Checklist: how to vet a unit before you buy
Before pressing “buy,” slow down and run this checklist. It’s the difference between a bargain and a boondoggle.
- Source and warranty: Prefer manufacturer refurb stores or authorized resellers with written 6–12 month coverage. Avoid “unverified returns” or listings with no serial number photos.
- Cycle count proof: Ask for screenshots from the official app showing cycles and SoH. If the brand doesn’t expose it, ask for a short video turning on the AC output and showing a stable wattage draw on the screen for at least 60 seconds.
- Battery preheating: If you camp or store in cold climates, confirm the unit supports charging below 0 °C via built‑in preheating. LiFePO4 should not charge cold without preheat.
- Inverter headroom: Identify your highest startup load. A typical 700 W espresso machine or 600 W induction cooktop burst needs at least 1200–1400 W surge overhead to start cleanly.
- Regulated 12 V: CPAP users, ham radios, and coolers prefer a regulated 13.2–13.6 V output; otherwise voltage sag can trigger errors.
- Solar math: Confirm the MPPT input range. Example: If your unit accepts 12–60 V at up to 15 A and 600 W, two 200 W panels in series may hit ~40 V open‑circuit—great. Three might exceed the max on cold mornings.

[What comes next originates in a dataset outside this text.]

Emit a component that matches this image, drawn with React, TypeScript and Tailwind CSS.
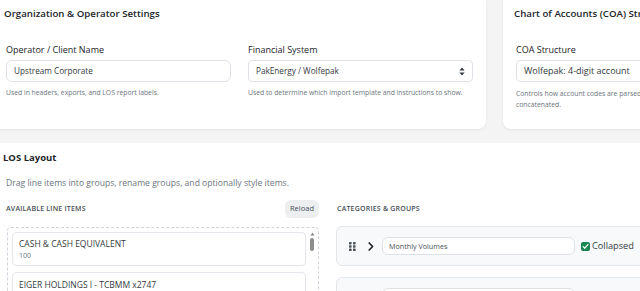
import React from "react";

const font = { fontFamily: '"Open Sans", "Noto Sans", sans-serif' };

function SelectArrows() {
  return (
    <svg width="6" height="9" viewBox="0 0 6 9" className="shrink-0">
      <path d="M3 0.5 L5.6 3.6 H0.4 Z" fill="#343a40" />
      <path d="M3 8.5 L5.6 5.4 H0.4 Z" fill="#343a40" />
    </svg>
  );
}

function Grip() {
  return (
    <svg width="7" height="9" viewBox="0 0 7 9" className="shrink-0">
      {[0, 1, 2].map((r) =>
        [0, 1].map((c) => (
          <rect key={`${r}-${c}`} x={c * 4} y={r * 3.3} width="2.6" height="2.4" rx="0.6" fill="#495057" />
        ))
      )}
    </svg>
  );
}

function Chevron() {
  return (
    <svg width="6" height="9" viewBox="0 0 6 9" className="shrink-0">
      <path d="M1.2 1 L4.6 4.5 L1.2 8" fill="none" stroke="#212529" strokeWidth="1.7" strokeLinecap="round" strokeLinejoin="round" />
    </svg>
  );
}

function Check({ on }: { on: boolean }) {
  return on ? (
    <span className="w-[9px] h-[9px] rounded-[2px] bg-[#198754] flex items-center justify-center shrink-0">
      <svg width="7" height="7" viewBox="0 0 7 7">
        <path d="M1.2 3.6 L2.8 5.2 L5.9 1.6" fill="none" stroke="white" strokeWidth="1.3" strokeLinecap="round" strokeLinejoin="round" />
      </svg>
    </span>
  ) : (
    <span className="w-[9px] h-[9px] rounded-[2px] bg-[#d1e7dd] border border-[#a3cfbb] shrink-0" />
  );
}

function GroupCard({ name, collapsed }: { name: string; collapsed: boolean }) {
  return (
    <div className="h-[40px] shrink-0 bg-[#f8f9fa] border border-[#e3e6ea] rounded-[6px] flex items-center pl-[12px]">
      <Grip />
      <span className="w-[12px]" />
      <Chevron />
      <span className="w-[8px]" />
      <div className="w-[193px] h-[18px] bg-white border border-[#dee2e6] rounded-[6px] flex items-center pl-[6px] text-[7.2px] text-[#495057]">
        {name}
      </div>
      <span className="w-[6px]" />
      <Check on={collapsed} />
      <span className="ml-[2px] text-[9.2px] text-[#343a40]">Collapsed</span>
    </div>
  );
}

export default function App() {
  return (
    <div className="w-[640px] h-[291px] overflow-hidden bg-white text-[#212529]" style={font}>
      <div className="-ml-[7px] w-[660px]">
        {/* Top settings area */}
        <div className="bg-[#f4f4f5] pb-[14px] flex gap-[17px]">
          <div className="w-[493px] shrink-0 h-[129px] bg-white rounded-b-[8px] shadow-[0_1px_3px_rgba(0,0,0,0.07)]">
            <div className="h-[28px] px-[11px] flex items-center text-[9.7px] font-semibold">
              Organization &amp; Operator Settings
            </div>
            <div className="px-[13px] pt-[16px] grid grid-cols-2 gap-x-[17px]">
              <div>
                <div className="h-[12px] leading-[12px] text-[9px] font-medium">Operator / Client Name</div>
                <div className="mt-[4px] h-[22px] border border-[#dee2e6] rounded-[6px] flex items-center px-[7px] text-[8.2px] text-[#343a40]">
                  Upstream Corporate
                </div>
                <div className="mt-[6px] h-[10px] leading-[10px] text-[6.8px] text-[#6c757d]">
                  Used in headers, exports, and LOS report labels.
                </div>
              </div>
              <div>
                <div className="h-[12px] leading-[12px] text-[9px] font-medium">Financial System</div>
                <div className="mt-[4px] h-[22px] border border-[#dee2e6] rounded-[4px] flex items-center justify-between pl-[7px] pr-[7px] text-[8.2px] text-[#343a40]">
                  <span>PakEnergy / Wolfepak</span>
                  <SelectArrows />
                </div>
                <div className="mt-[6px] h-[10px] leading-[10px] text-[6.8px] text-[#6c757d] whitespace-nowrap">
                  Used to determine which import template and instructions to show.
                </div>
              </div>
            </div>
          </div>
          <div className="flex-1 min-w-0 h-[129px] bg-white rounded-bl-[8px] shadow-[0_1px_3px_rgba(0,0,0,0.07)]">
            <div className="h-[28px] px-[11px] flex items-center text-[9.7px] font-semibold whitespace-nowrap">
              Chart of Accounts (COA) Structure
            </div>
            <div className="px-[13px] pt-[16px]">
              <div className="h-[12px] leading-[12px] text-[9px] font-medium">COA Structure</div>
              <div className="mt-[4px] h-[22px] w-[260px] border border-[#dee2e6] rounded-[4px] flex items-center px-[7px] text-[9px] text-[#343a40] whitespace-nowrap">
                Wolfepak: 4-digit account
              </div>
              <div className="mt-[6px] leading-[11px] text-[6.8px] text-[#6c757d] w-[140px]">
                Controls how account codes are parsed and concatenated.
              </div>
            </div>
          </div>
        </div>

        {/* LOS Layout */}
        <div className="px-[10px] pt-[8px]">
          <div className="h-[14px] leading-[14px] text-[9.5px] font-bold">LOS Layout</div>
          <div className="mt-[12px] ml-[3px] h-[13px] leading-[13px] text-[8.6px] text-[#6c757d]">
            Drag line items into groups, rename groups, and optionally style items.
          </div>
          <div className="mt-[10px] ml-[3px] flex gap-[17px]">
            <div className="w-[313px] shrink-0">
              <div className="h-[18px] flex items-center justify-between">
                <span className="text-[7px] font-semibold tracking-[0.2px] text-[#495057]">AVAILABLE LINE ITEMS</span>
                <span className="h-[18px] px-[5px] rounded-[6px] bg-[#eceef0] flex items-center text-[7.5px] text-[#495057]">Reload</span>
              </div>
              <div className="mt-[9px] ml-[1px] h-[80px] border border-dashed border-[#ced4da] rounded-[4px] flex pt-[4px] pl-[4px]">
                <div className="flex-1 flex flex-col gap-[6px]">
                  <div className="h-[34px] border border-[#e3e6ea] rounded-[4px] px-[6px] pt-[4px] shrink-0">
                    <div className="h-[13px] leading-[13px] text-[8.5px] font-medium text-[#343a40]">CASH &amp; CASH EQUIVALENT</div>
                    <div className="h-[11px] leading-[11px] text-[7px] text-[#6c757d]">100</div>
                  </div>
                  <div className="h-[34px] border border-[#e3e6ea] rounded-[4px] px-[6px] pt-[5px] shrink-0">
                    <div className="h-[13px] leading-[13px] text-[8.5px] font-medium text-[#343a40]">EIGER HOLDINGS I - TCBMM x2747</div>
                  </div>
                </div>
                <div className="w-[12px] flex flex-col items-center">
                  <svg width="5" height="4" viewBox="0 0 5 4">
                    <path d="M2.5 0.5 L4.5 3.5 H0.5 Z" fill="#8a8a8a" />
                  </svg>
                  <div className="mt-[2px] w-[4px] h-[13px] rounded-full bg-[#8d8d8d]" />
                </div>
              </div>
            </div>
            <div className="w-[313px] shrink-0">
              <div className="h-[18px] flex items-center">
                <span className="ml-[1px] text-[7px] font-semibold tracking-[0.2px] text-[#495057]">CATEGORIES &amp; GROUPS</span>
              </div>
              <div className="mt-[8px] flex flex-col gap-[11px]">
                <GroupCard name="Monthly Volumes" collapsed={true} />
                <GroupCard name="" collapsed={false} />
              </div>
            </div>
          </div>
        </div>
      </div>
    </div>
  );
}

- Connectors included: Look for MC4 to XT60 or the brand’s proprietary cable in the box. Replacements are cheap, but oddball connectors delay your first charge.
- AC charging flexibility: Adjustable input (e.g., 200/400/800 W) lets you charge on weak circuits without tripping breakers.
- Noise expectations: Refurbs may ship with older fan profiles; if noise matters, ask for idle and charging dB figures or fan curve firmware notes.
- App lock‑ins: Some brands require Internet accounts to unlock full features; verify that Bluetooth‑only control works offline for outages.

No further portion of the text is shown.